This post is part of our “Plugged In” series — Karl Chevrolet’s guide to EVs for Fairfield County drivers.


Photo of current gas pump prices in ConnecticutFairfield County drivers are paying $4.71 (or more) per gallon for regular gasoline as of mid-May 2026 — the highest average in Connecticut, and nearly $1.55 more per gallon than this time last year. With the Strait of Hormuz closure sending oil markets into extended volatility, U.S. Senator Richard Blumenthal has noted that Connecticut fuel prices have risen approximately 60% since tensions between the United States and Iran escalated. Some local stations are already seeing regular gas above $5.00 per gallon.

The question Fairfield County drivers are asking us has shifted. It’s no longer “is an EV worth considering?” It’s “show me the actual numbers.”

Here they are.


Start With What You Already Know: Price Parity

In our first post in this series, we established the foundation: the 2026 Chevrolet Equinox EV LT and the 2026 Chevrolet Equinox LT — gas version — are currently priced within $106 of each other at Karl Chevrolet. The electric vehicle is the lower-priced option.

That means the total cost of ownership comparison doesn’t begin with a purchase price penalty for the EV. It begins at zero. Everything from here is savings.


Year One: The Fuel Calculation

Let’s run the numbers for a typical Fairfield County family driving 15,000 miles per year — a reasonable estimate for a primary vehicle.

The gas Equinox LT is EPA-rated at approximately 28 miles per gallon combined. At 15,000 miles per year, that’s roughly 535 gallons of gasoline annually. At the current Fairfield County average of $4.71 per gallon for regular, that’s $2,520 per year at the pump — and that number assumes prices stay where they are today. If prices continue rising toward $5.00 or beyond, the annual fuel bill climbs past $2,675.

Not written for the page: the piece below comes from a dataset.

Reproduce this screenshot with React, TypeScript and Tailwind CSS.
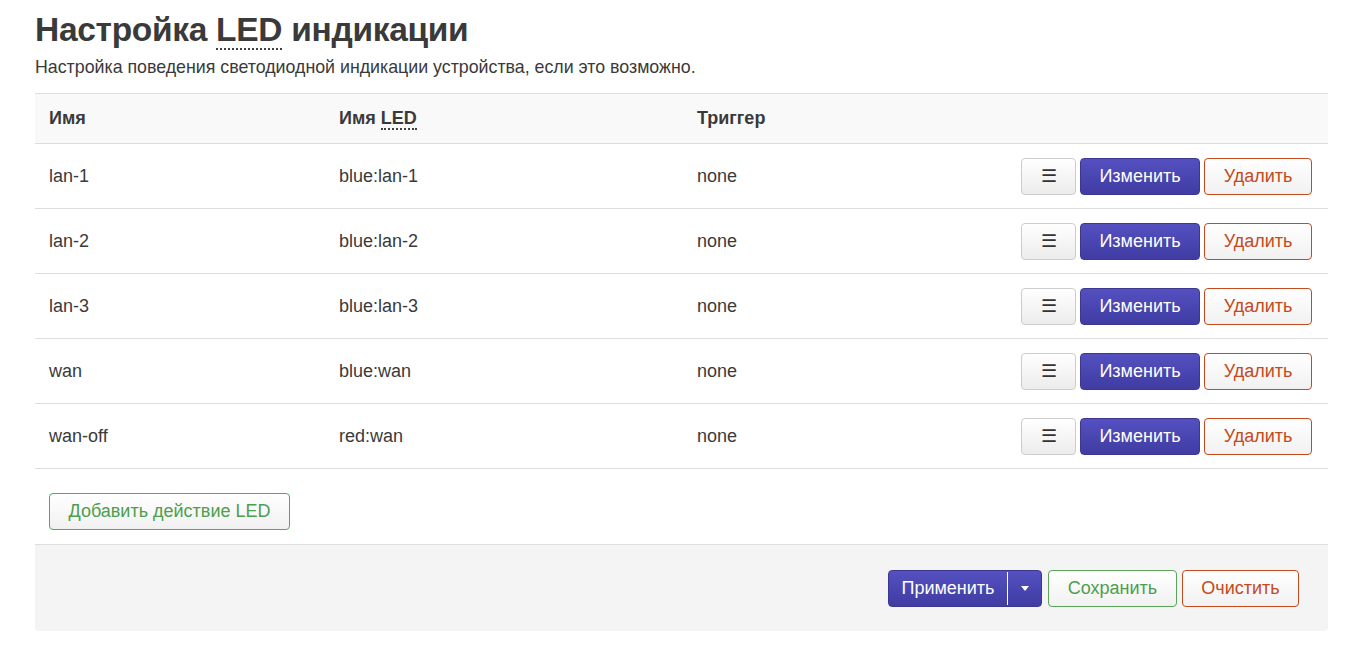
import React from 'react';

const rows = [
  { name: 'lan-1', led: 'blue:lan-1', trigger: 'none' },
  { name: 'lan-2', led: 'blue:lan-2', trigger: 'none' },
  { name: 'lan-3', led: 'blue:lan-3', trigger: 'none' },
  { name: 'wan', led: 'blue:wan', trigger: 'none' },
  { name: 'wan-off', led: 'red:wan', trigger: 'none' },
];

const Abbr = ({ children }: { children: React.ReactNode }) => (
  <abbr className="no-underline border-b-2 border-dotted border-[#404040] leading-none">{children}</abbr>
);

const btnBase =
  'h-[37px] rounded-[4px] border text-[18px] flex items-center justify-center';

export default function App() {
  return (
    <div
      className="min-h-screen bg-white text-[#3a3a3a] pl-[35px] pr-[44px] pt-[10px]"
      style={{ fontFamily: '"Liberation Sans", Arial, sans-serif' }}
    >
      <h2 className="text-[33.5px] font-bold leading-[40px] tracking-[-0.3px]">
        Настройка <Abbr>LED</Abbr> индикации
      </h2>
      <p className="text-[17.8px] mt-[5px] leading-[24px]">
        Настройка поведения светодиодной индикации устройства, если это возможно.
      </p>

      <div className="mt-[14px]">
        <div className="flex h-[51px] items-center bg-[#f9f9f9] border-y border-[#dddddd] font-bold text-[18px]">
          <div className="w-[290px] pl-[14px]">Имя</div>
          <div className="w-[358px] pl-[14px]">
            Имя <Abbr>LED</Abbr>
          </div>
          <div className="pl-[14px]">Триггер</div>
        </div>
        {rows.map((r) => (
          <div
            key={r.name}
            className="flex h-[65px] items-center border-b border-[#dddddd] text-[18px]"
          >
            <div className="w-[290px] pl-[14px]">{r.name}</div>
            <div className="w-[358px] pl-[14px]">{r.led}</div>
            <div className="pl-[14px] flex-1">{r.trigger}</div>
            <div className="flex gap-[4px] pr-[16px]">
              <button className={`${btnBase} w-[55px] border-[#cccccc] bg-gradient-to-b from-white to-[#ececec] text-[#333]`}>
                ☰
              </button>
              <button className={`${btnBase} w-[120px] border-[#3c378f] bg-gradient-to-b from-[#5450c0] to-[#403ca3] text-white`}>
                Изменить
              </button>
              <button className={`${btnBase} w-[108px] border-[#c44a1d] bg-gradient-to-b from-white to-[#f1f1f1] text-[#c44a1d]`}>
                Удалить
              </button>
            </div>
          </div>
        ))}
      </div>

      <div className="pt-[24px] pb-[14px] pl-[14px] border-b border-[#dddddd]">
        <button className={`${btnBase} w-[241px] border-[#5aa55a] bg-gradient-to-b from-white to-[#f1f1f1] text-[#4e9e4e]`}>
          Добавить действие LED
        </button>
      </div>

      <div className="bg-[#f4f4f4] rounded-b-[4px] h-[86px] flex items-center justify-end pr-[29px] gap-[5px]">
        <div className="flex h-[37px] rounded-[4px] border border-[#3c378f] bg-gradient-to-b from-[#5450c0] to-[#403ca3] text-white text-[18px] overflow-hidden">
          <button className="w-[118px] flex items-center justify-center">Применить</button>
          <div className="w-px bg-white my-[1px]" />
          <button className="w-[33px] flex items-center justify-center">
            <svg width="8" height="5" viewBox="0 0 8 5"><path d="M0 0h8L4 5z" fill="white" /></svg>
          </button>
        </div>
        <button className={`${btnBase} w-[129px] ml-[1px] border-[#5aa55a] bg-gradient-to-b from-white to-[#f1f1f1] text-[#4e9e4e]`}>
          Сохранить
        </button>
        <button className={`${btnBase} w-[117px] border-[#c44a1d] bg-gradient-to-b from-white to-[#f1f1f1] text-[#c44a1d]`}>
          Очистить
        </button>
      </div>
    </div>
  );
}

The Equinox EV LT uses approximately 3.5 to 3.7 miles per kilowatt-hour in real-world driving. At 15,000 miles per year, that’s roughly 4,100 to 4,300 kWh annually. Connecticut Eversource residential customers are currently paying an all-in rate of approximately 25 cents per kWh following the May 2026 rate reduction approved by Governor Lamont. At that rate, fueling the Equinox EV at home costs approximately $1,025 to $1,075 per year in electricity. And if you are lucky enough to have access to EV Charging at work, you will likely save even more!

The annual fuel savings: approximately $1,450 to $1,500 per year at today’s prices.

Across five years, at current pricing, that’s $7,250 to $7,500 in fuel savings alone — and that assumes Fairfield County gas prices don’t rise further from their current levels.


Karl Chevrolet has an EV for EVERYONE

 

The Half of the Equation Nobody Talks About: Maintenance

Fuel savings are the headline. Maintenance savings are where EV ownership quietly builds its strongest financial case — and where most consumers significantly underestimate the advantage.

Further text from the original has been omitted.